Franklin endured a number of tragic setbacks in the summer of 1979, with the suicide of Donny Hathaway and the shooting of her father during the burglary of his home in Detroit. For four or five years he would remain in a coma and the cost of caring for him was astronomical. To pay these expenses, Franklin eagerly resumed performing and recording. When she was offered a cameo appearance in “Blues Brothers” (1980), she relished the opportunity with a rollicking, scene-stealing version of “Think.” That was the same year she signed with Arista Records, where Clive Davis was at the helm, although other than her branching out into video, particularly with “Who’s Zoomin’ Who?,” there is very little remarkable about her stay under the Arista banner.

By the mid-1980s, with the disco craze finally in the rearview mirror, Franklin embarked on the collaboration trail with George Michael, with the Eurhythmics and with Keith Richards of the Rolling Stones. Although these dates paid the bills, they were not the achievements of those that had crowned her past.

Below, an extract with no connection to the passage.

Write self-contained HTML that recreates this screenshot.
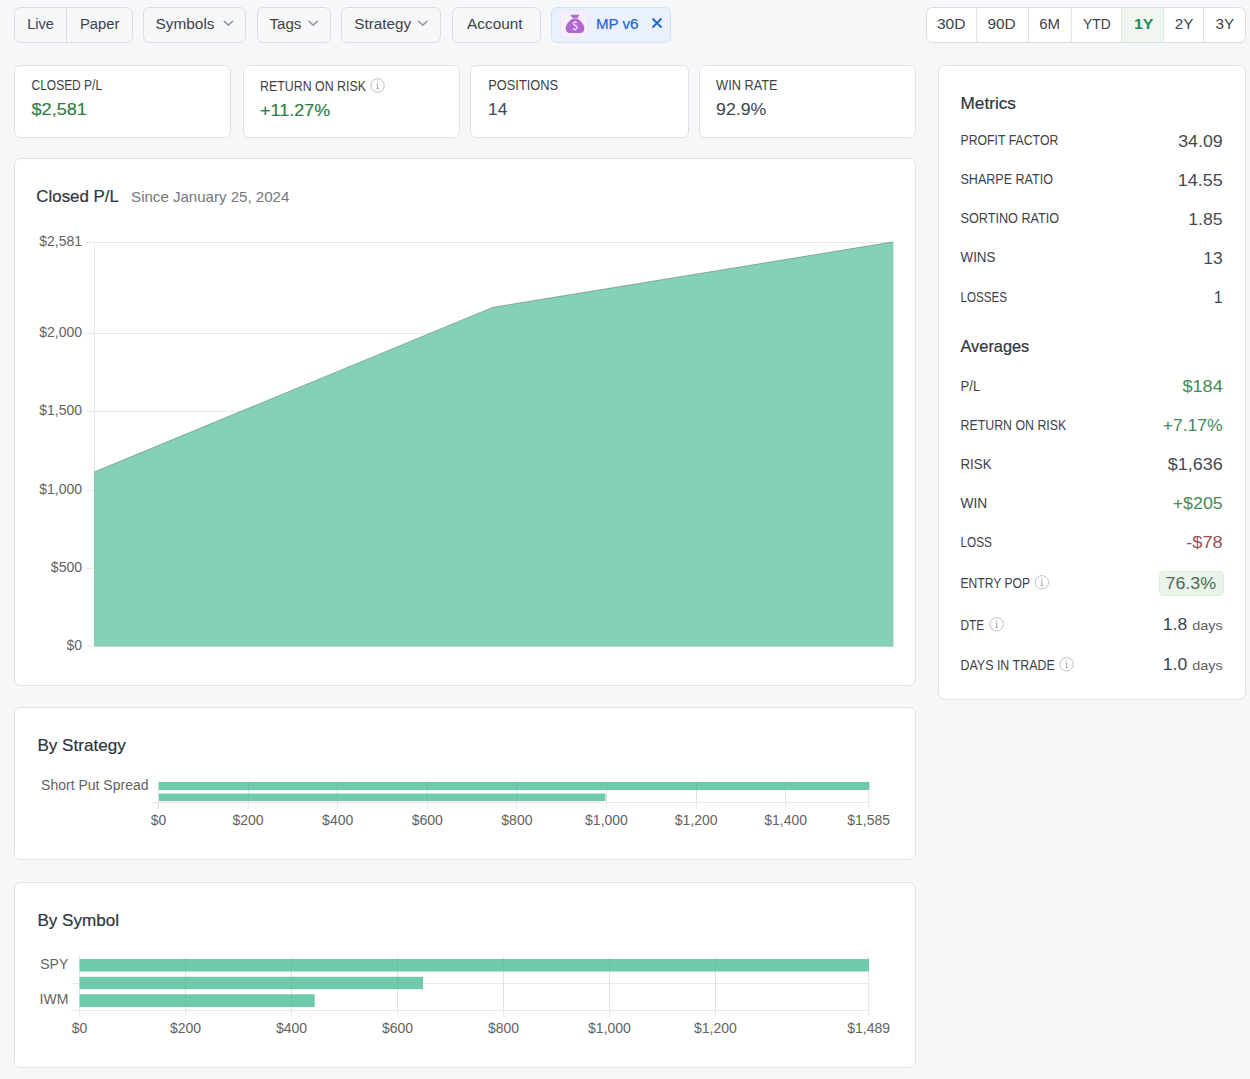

In fact, for the next decade or so, with a plethora of reissues and composites as CDs became the vogue, Franklin’s most memorable moments were not recordings but various live appearances.

There were the Radio City Music Hall concerts, the presidential inaugural songs for Clinton and Obama, and the Grammy events, none more eventful than her substituting for Luciano Pavarotti in 1998, and reprising her earlier classical rendition of “Nessun Dorma” from Puccini’s “Turandot.” She filled in for the ailing tenor miraculously after hearing a tape of the song twice. As her brother said, “Aretha could recall and replay a song after only hearing it once.”

When several years ago she was diagnosed with pancreatic cancer, she faced this news with a quiet and private resolve, unlike the outpouring of grief when she heard about Whitney Houston’s and Don Cornelius’ deaths. The success she had in music had no equivalence in her love life, with two failed marriages and a coterie of lovers in her wake. In the end, except for her four sons and several nieces and nephews, she was alone—her siblings, Cecil, Erma, Vaughn and Carolyn were dead. She was now the matriarch of this distinguished family who had made its mark in so many unsurpassable ways, particularly in the church, in music and in the Civil Rights Movement.

There are numerous ways to remember Franklin beyond the magical voice, and of course we can always retrieve and relive our moments with her music. (One of my faves is her version of “Skylark,” and you can find it and other songs on YouTube.)

But to Franklin’s incomparable legend and legacy add her social and political consciousness, her concern that African-American musicians be represented at her concerts and recordings, that the bereaved be cared for and assisted, that we never neglect the homeless and the needy and that each of us find that humanitarian part of our soul that figured so forcefully and magnificently in her life.